Repeat the listing word for word. No pictures belong in the copy.

— start of SUPPLIED DATA —

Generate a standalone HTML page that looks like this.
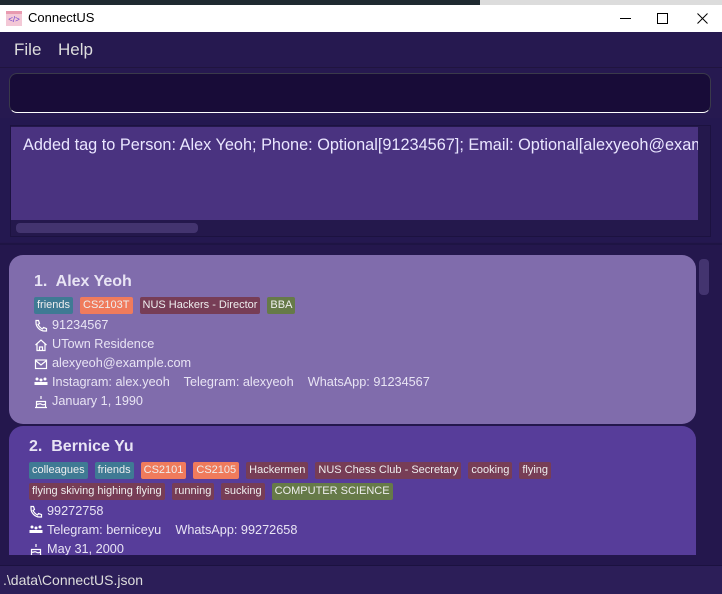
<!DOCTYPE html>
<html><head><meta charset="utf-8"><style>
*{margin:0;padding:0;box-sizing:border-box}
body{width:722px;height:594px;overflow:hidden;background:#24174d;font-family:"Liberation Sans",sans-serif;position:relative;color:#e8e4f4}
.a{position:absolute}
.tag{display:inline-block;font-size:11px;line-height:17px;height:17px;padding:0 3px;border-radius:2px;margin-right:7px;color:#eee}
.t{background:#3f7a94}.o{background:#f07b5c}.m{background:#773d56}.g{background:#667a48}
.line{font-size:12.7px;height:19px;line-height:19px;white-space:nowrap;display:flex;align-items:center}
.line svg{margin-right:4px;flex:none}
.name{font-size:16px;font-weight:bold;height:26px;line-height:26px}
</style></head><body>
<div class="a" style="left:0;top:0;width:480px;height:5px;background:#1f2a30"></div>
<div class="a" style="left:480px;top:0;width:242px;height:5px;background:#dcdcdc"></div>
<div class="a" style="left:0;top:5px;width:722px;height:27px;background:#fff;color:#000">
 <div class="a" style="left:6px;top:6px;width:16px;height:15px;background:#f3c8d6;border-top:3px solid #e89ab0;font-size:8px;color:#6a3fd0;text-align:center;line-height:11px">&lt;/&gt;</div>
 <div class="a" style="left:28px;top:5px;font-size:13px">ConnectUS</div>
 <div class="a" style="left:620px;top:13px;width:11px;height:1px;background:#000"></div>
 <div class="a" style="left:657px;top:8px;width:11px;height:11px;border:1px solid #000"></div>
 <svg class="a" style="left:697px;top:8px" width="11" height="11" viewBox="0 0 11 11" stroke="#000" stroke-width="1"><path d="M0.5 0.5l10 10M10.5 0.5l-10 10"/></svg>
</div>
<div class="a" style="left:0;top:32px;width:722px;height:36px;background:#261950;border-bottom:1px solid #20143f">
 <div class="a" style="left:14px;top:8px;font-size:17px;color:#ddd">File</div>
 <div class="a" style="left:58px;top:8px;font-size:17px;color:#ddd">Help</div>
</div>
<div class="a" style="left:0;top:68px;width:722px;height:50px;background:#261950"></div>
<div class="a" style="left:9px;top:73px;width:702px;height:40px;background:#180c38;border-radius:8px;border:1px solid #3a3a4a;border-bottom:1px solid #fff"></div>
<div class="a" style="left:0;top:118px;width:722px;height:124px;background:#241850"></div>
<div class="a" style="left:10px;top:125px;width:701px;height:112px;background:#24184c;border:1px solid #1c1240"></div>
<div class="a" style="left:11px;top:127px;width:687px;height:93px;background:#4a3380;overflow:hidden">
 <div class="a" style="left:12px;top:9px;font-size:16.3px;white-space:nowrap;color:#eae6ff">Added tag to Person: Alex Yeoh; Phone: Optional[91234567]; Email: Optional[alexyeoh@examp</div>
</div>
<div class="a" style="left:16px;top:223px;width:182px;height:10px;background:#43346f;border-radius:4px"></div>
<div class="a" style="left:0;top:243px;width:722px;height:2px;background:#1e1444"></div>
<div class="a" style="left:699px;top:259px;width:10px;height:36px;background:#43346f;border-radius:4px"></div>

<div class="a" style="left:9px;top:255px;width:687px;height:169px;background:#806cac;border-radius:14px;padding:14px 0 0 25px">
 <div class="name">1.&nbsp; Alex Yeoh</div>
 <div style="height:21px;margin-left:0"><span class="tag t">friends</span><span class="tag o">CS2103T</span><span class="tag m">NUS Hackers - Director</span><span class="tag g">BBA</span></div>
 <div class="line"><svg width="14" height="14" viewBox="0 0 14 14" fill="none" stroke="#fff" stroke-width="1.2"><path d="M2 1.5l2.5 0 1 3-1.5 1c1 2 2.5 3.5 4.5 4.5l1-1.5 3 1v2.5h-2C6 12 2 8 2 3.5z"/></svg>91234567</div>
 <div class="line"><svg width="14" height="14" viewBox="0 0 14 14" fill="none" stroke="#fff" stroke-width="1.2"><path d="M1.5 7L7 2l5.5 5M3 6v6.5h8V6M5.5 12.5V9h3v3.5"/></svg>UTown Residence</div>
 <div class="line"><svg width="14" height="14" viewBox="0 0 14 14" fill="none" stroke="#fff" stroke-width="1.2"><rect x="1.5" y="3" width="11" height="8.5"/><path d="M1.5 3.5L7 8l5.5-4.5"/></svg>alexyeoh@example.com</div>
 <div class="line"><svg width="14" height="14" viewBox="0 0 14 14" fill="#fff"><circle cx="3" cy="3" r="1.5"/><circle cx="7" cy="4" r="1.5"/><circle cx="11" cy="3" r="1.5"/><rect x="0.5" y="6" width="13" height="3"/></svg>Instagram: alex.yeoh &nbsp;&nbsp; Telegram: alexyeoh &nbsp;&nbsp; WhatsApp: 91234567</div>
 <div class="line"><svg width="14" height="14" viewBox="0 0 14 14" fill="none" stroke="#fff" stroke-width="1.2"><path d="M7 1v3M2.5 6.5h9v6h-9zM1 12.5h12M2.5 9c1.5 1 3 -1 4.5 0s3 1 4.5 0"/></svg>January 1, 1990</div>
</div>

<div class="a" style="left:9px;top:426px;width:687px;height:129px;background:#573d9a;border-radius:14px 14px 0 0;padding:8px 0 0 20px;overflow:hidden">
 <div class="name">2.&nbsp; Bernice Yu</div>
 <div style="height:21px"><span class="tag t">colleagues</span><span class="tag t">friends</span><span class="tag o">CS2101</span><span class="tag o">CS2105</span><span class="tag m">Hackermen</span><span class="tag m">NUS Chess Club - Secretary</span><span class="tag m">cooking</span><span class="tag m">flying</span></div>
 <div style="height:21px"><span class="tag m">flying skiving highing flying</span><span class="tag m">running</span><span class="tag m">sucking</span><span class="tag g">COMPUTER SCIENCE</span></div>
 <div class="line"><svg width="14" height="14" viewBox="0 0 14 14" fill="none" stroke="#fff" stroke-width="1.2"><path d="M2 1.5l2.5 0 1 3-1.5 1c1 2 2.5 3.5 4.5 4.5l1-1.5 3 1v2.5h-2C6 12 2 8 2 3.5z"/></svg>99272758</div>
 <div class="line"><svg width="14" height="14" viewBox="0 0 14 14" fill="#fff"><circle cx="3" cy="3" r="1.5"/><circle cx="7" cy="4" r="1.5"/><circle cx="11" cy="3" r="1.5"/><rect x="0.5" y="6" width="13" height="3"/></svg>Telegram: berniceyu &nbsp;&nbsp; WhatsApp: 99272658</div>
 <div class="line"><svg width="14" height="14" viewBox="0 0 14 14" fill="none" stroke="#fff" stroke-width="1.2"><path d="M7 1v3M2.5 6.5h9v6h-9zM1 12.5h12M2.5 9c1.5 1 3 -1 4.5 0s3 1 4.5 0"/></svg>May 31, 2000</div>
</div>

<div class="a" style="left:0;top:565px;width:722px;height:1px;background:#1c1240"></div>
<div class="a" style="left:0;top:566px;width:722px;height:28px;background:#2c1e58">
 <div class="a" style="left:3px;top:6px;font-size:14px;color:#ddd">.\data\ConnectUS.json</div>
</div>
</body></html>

— end of SUPPLIED DATA —

- [RESULT FOR THIS TASK]
Generate a standalone HTML page that looks like this.
<!DOCTYPE html>
<html><head><meta charset="utf-8"><style>
*{margin:0;padding:0;box-sizing:border-box}
body{width:722px;height:594px;overflow:hidden;background:#24174d;font-family:"Liberation Sans",sans-serif;position:relative;color:#e8e4f4}
.a{position:absolute}
.tag{display:inline-block;font-size:11px;line-height:17px;height:17px;padding:0 3px;border-radius:2px;margin-right:7px;color:#eee}
.t{background:#3f7a94}.o{background:#f07b5c}.m{background:#773d56}.g{background:#667a48}
.line{font-size:12.7px;height:19px;line-height:19px;white-space:nowrap;display:flex;align-items:center}
.line svg{margin-right:4px;flex:none}
.name{font-size:16px;font-weight:bold;height:26px;line-height:26px}
</style></head><body>
<div class="a" style="left:0;top:0;width:480px;height:5px;background:#1f2a30"></div>
<div class="a" style="left:480px;top:0;width:242px;height:5px;background:#dcdcdc"></div>
<div class="a" style="left:0;top:5px;width:722px;height:27px;background:#fff;color:#000">
 <div class="a" style="left:6px;top:6px;width:16px;height:15px;background:#f3c8d6;border-top:3px solid #e89ab0;font-size:8px;color:#6a3fd0;text-align:center;line-height:11px">&lt;/&gt;</div>
 <div class="a" style="left:28px;top:5px;font-size:13px">ConnectUS</div>
 <div class="a" style="left:620px;top:13px;width:11px;height:1px;background:#000"></div>
 <div class="a" style="left:657px;top:8px;width:11px;height:11px;border:1px solid #000"></div>
 <svg class="a" style="left:697px;top:8px" width="11" height="11" viewBox="0 0 11 11" stroke="#000" stroke-width="1"><path d="M0.5 0.5l10 10M10.5 0.5l-10 10"/></svg>
</div>
<div class="a" style="left:0;top:32px;width:722px;height:36px;background:#261950;border-bottom:1px solid #20143f">
 <div class="a" style="left:14px;top:8px;font-size:17px;color:#ddd">File</div>
 <div class="a" style="left:58px;top:8px;font-size:17px;color:#ddd">Help</div>
</div>
<div class="a" style="left:0;top:68px;width:722px;height:50px;background:#261950"></div>
<div class="a" style="left:9px;top:73px;width:702px;height:40px;background:#180c38;border-radius:8px;border:1px solid #3a3a4a;border-bottom:1px solid #fff"></div>
<div class="a" style="left:0;top:118px;width:722px;height:124px;background:#241850"></div>
<div class="a" style="left:10px;top:125px;width:701px;height:112px;background:#24184c;border:1px solid #1c1240"></div>
<div class="a" style="left:11px;top:127px;width:687px;height:93px;background:#4a3380;overflow:hidden">
 <div class="a" style="left:12px;top:9px;font-size:16.3px;white-space:nowrap;color:#eae6ff">Added tag to Person: Alex Yeoh; Phone: Optional[91234567]; Email: Optional[alexyeoh@examp</div>
</div>
<div class="a" style="left:16px;top:223px;width:182px;height:10px;background:#43346f;border-radius:4px"></div>
<div class="a" style="left:0;top:243px;width:722px;height:2px;background:#1e1444"></div>
<div class="a" style="left:699px;top:259px;width:10px;height:36px;background:#43346f;border-radius:4px"></div>

<div class="a" style="left:9px;top:255px;width:687px;height:169px;background:#806cac;border-radius:14px;padding:14px 0 0 25px">
 <div class="name">1.&nbsp; Alex Yeoh</div>
 <div style="height:21px;margin-left:0"><span class="tag t">friends</span><span class="tag o">CS2103T</span><span class="tag m">NUS Hackers - Director</span><span class="tag g">BBA</span></div>
 <div class="line"><svg width="14" height="14" viewBox="0 0 14 14" fill="none" stroke="#fff" stroke-width="1.2"><path d="M2 1.5l2.5 0 1 3-1.5 1c1 2 2.5 3.5 4.5 4.5l1-1.5 3 1v2.5h-2C6 12 2 8 2 3.5z"/></svg>91234567</div>
 <div class="line"><svg width="14" height="14" viewBox="0 0 14 14" fill="none" stroke="#fff" stroke-width="1.2"><path d="M1.5 7L7 2l5.5 5M3 6v6.5h8V6M5.5 12.5V9h3v3.5"/></svg>UTown Residence</div>
 <div class="line"><svg width="14" height="14" viewBox="0 0 14 14" fill="none" stroke="#fff" stroke-width="1.2"><rect x="1.5" y="3" width="11" height="8.5"/><path d="M1.5 3.5L7 8l5.5-4.5"/></svg>alexyeoh@example.com</div>
 <div class="line"><svg width="14" height="14" viewBox="0 0 14 14" fill="#fff"><circle cx="3" cy="3" r="1.5"/><circle cx="7" cy="4" r="1.5"/><circle cx="11" cy="3" r="1.5"/><rect x="0.5" y="6" width="13" height="3"/></svg>Instagram: alex.yeoh &nbsp;&nbsp; Telegram: alexyeoh &nbsp;&nbsp; WhatsApp: 91234567</div>
 <div class="line"><svg width="14" height="14" viewBox="0 0 14 14" fill="none" stroke="#fff" stroke-width="1.2"><path d="M7 1v3M2.5 6.5h9v6h-9zM1 12.5h12M2.5 9c1.5 1 3 -1 4.5 0s3 1 4.5 0"/></svg>January 1, 1990</div>
</div>

<div class="a" style="left:9px;top:426px;width:687px;height:129px;background:#573d9a;border-radius:14px 14px 0 0;padding:8px 0 0 20px;overflow:hidden">
 <div class="name">2.&nbsp; Bernice Yu</div>
 <div style="height:21px"><span class="tag t">colleagues</span><span class="tag t">friends</span><span class="tag o">CS2101</span><span class="tag o">CS2105</span><span class="tag m">Hackermen</span><span class="tag m">NUS Chess Club - Secretary</span><span class="tag m">cooking</span><span class="tag m">flying</span></div>
 <div style="height:21px"><span class="tag m">flying skiving highing flying</span><span class="tag m">running</span><span class="tag m">sucking</span><span class="tag g">COMPUTER SCIENCE</span></div>
 <div class="line"><svg width="14" height="14" viewBox="0 0 14 14" fill="none" stroke="#fff" stroke-width="1.2"><path d="M2 1.5l2.5 0 1 3-1.5 1c1 2 2.5 3.5 4.5 4.5l1-1.5 3 1v2.5h-2C6 12 2 8 2 3.5z"/></svg>99272758</div>
 <div class="line"><svg width="14" height="14" viewBox="0 0 14 14" fill="#fff"><circle cx="3" cy="3" r="1.5"/><circle cx="7" cy="4" r="1.5"/><circle cx="11" cy="3" r="1.5"/><rect x="0.5" y="6" width="13" height="3"/></svg>Telegram: berniceyu &nbsp;&nbsp; WhatsApp: 99272658</div>
 <div class="line"><svg width="14" height="14" viewBox="0 0 14 14" fill="none" stroke="#fff" stroke-width="1.2"><path d="M7 1v3M2.5 6.5h9v6h-9zM1 12.5h12M2.5 9c1.5 1 3 -1 4.5 0s3 1 4.5 0"/></svg>May 31, 2000</div>
</div>

<div class="a" style="left:0;top:565px;width:722px;height:1px;background:#1c1240"></div>
<div class="a" style="left:0;top:566px;width:722px;height:28px;background:#2c1e58">
 <div class="a" style="left:3px;top:6px;font-size:14px;color:#ddd">.\data\ConnectUS.json</div>
</div>
</body></html>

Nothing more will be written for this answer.